Der Start in die neue Saison verlief ja bis jetzt nicht unbedingt so, wie man sich das bei den Kapfenberg Bulls vorgestellt hatte – im Interview mit Sportdirektor Michael Schrittwieser wollen wir mal erfahren was das für Auswirkungen hat und wie es weitergehen soll…

Q: Sieglos Anfang November – wann hat es das bei den Bulls zuletzt gegeben?

A: „Noch gar nie, da kann man auch nichts beschönigen, das ist nicht unser Anspruch. So kann es auch nicht weitergehen, das ist auch klar. Wir haben keineswegs vor unsere Ambitionen den momentanen Leistungen – oder besser gesagt den Leistungen der letzten Wochen anzupassen!“

 

Q: Was bedeutet das – gibt’s Konsequenzen, und falls ja – welche sind das?

A: „Konsequenzen muss es immer geben, wenn es nicht nach Wunsch läuft – das ist keine Frage – man kann ja nicht gleich weitermachen und andere Ergebnisse erwarten. Das wäre dann nämlich nach Einstein die Definition von Wahnsinn. Also analysieren wir momentan exakt die Situation, um dann gemeinsam unsere Schlüsse zu ziehen – man kann uns zutrauen, dass wir das ordentlich angehen. Wir sind keineswegs bereit unsere Ansprüche und Ziele zu revidieren.“

 

Q: Na ja – das klingt jetzt schön, aber was bedeutet das?
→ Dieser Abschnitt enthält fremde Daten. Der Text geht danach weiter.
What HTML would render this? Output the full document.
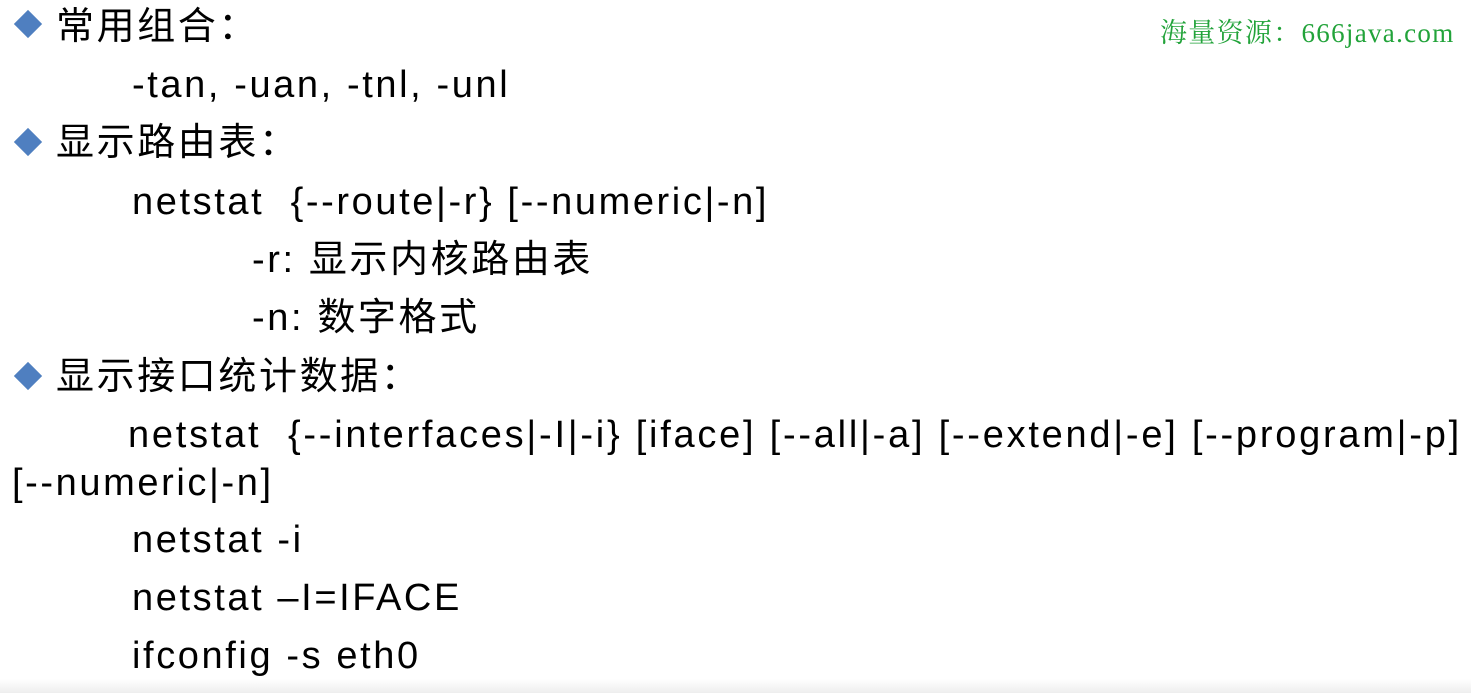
<!DOCTYPE html>
<html><head><meta charset="utf-8"><style>
body{margin:0;width:1471px;height:693px;background:#fff;overflow:hidden;position:relative;font-family:"Liberation Sans","Noto Sans CJK SC",sans-serif;color:#000}
.l{position:absolute;font-size:38px;line-height:40px;white-space:nowrap;letter-spacing:2.6px}
.c{font-size:38px;letter-spacing:2.6px}
.d{position:absolute;width:20px;height:20px;background:#4f7fc0;transform:rotate(45deg)}
.w{position:absolute;left:1160px;top:11px;font-family:"Liberation Serif","Noto Serif CJK SC",serif;color:#22a33a;font-size:27px;letter-spacing:1.3px}
.b{position:absolute;left:0;right:0;bottom:0;height:14px;background:linear-gradient(#fff,#eee)}
</style></head><body>
<div class="d" style="left:18px;top:14px"></div>
<div class="l c" style="left:56px;top:7px">常用组合：</div>
<div class="l" style="left:132px;top:65px">-tan, -uan, -tnl, -unl</div>
<div class="d" style="left:18px;top:132px"></div>
<div class="l c" style="left:56px;top:123px">显示路由表：</div>
<div class="l" style="left:132px;top:182px">netstat&nbsp; {--route|-r} [--numeric|-n]</div>
<div class="l" style="left:252px;top:240px">-r: <span class="c">显示内核路由表</span></div>
<div class="l" style="left:252px;top:298px">-n: <span class="c">数字格式</span></div>
<div class="d" style="left:18px;top:366px"></div>
<div class="l c" style="left:56px;top:357px">显示接口统计数据：</div>
<div class="l" style="left:128px;top:415px;letter-spacing:2.75px">netstat&nbsp; {--interfaces|-I|-i} [iface] [--all|-a] [--extend|-e] [--program|-p]</div>
<div class="l" style="left:12px;top:463px">[--numeric|-n]</div>
<div class="l" style="left:132px;top:520px">netstat -i</div>
<div class="l" style="left:132px;top:578px">netstat –I=IFACE</div>
<div class="l" style="left:132px;top:636px">ifconfig -s eth0</div>
<div class="w">海量资源：666java.com</div>
<div class="b"></div>
</body></html>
A: „Das bedeutet, dass wir keineswegs bereit sind den üblichen Reflexen des Sportbusiness zu folgen und gleich einmal vorab unseren Coach zu hinterfragen – das wäre das Einfachste. Auch er und sein Team stehen natürlich voll in der Verantwortung, auch hier analysieren wir ob und wenn ja was wir verändern können. Aber das passiert in Kooperation mit den beteiligten Personen und nicht hinter deren Rücken. Erfolg ist ein Puzzle, ein Mosaik mit vielen Steinen – jetzt schauen wir viele einzelne Steinchen an – und dann werden wir gemeinsam entscheiden was zu tun ist. Mike hat ja nicht alleine entschieden welche Spieler wir holen, das passiert ja immer im Team. Wir schauen uns verschiedene Bereiche an – wie ist die physische Verfassung jedes Einzelnen, wie schaut die Teamchemie aus, sind alle Positionen (in Abhängigkeit unserer budgetären Möglichkeiten) ordentlich besetzt, wie ist der Mitbewerb aufgestellt, wie wirkt sich unsere allgemeine Situation auf das Team aus!“

 

Q: Die allgemeine Situation aufs Team – was soll das heißen?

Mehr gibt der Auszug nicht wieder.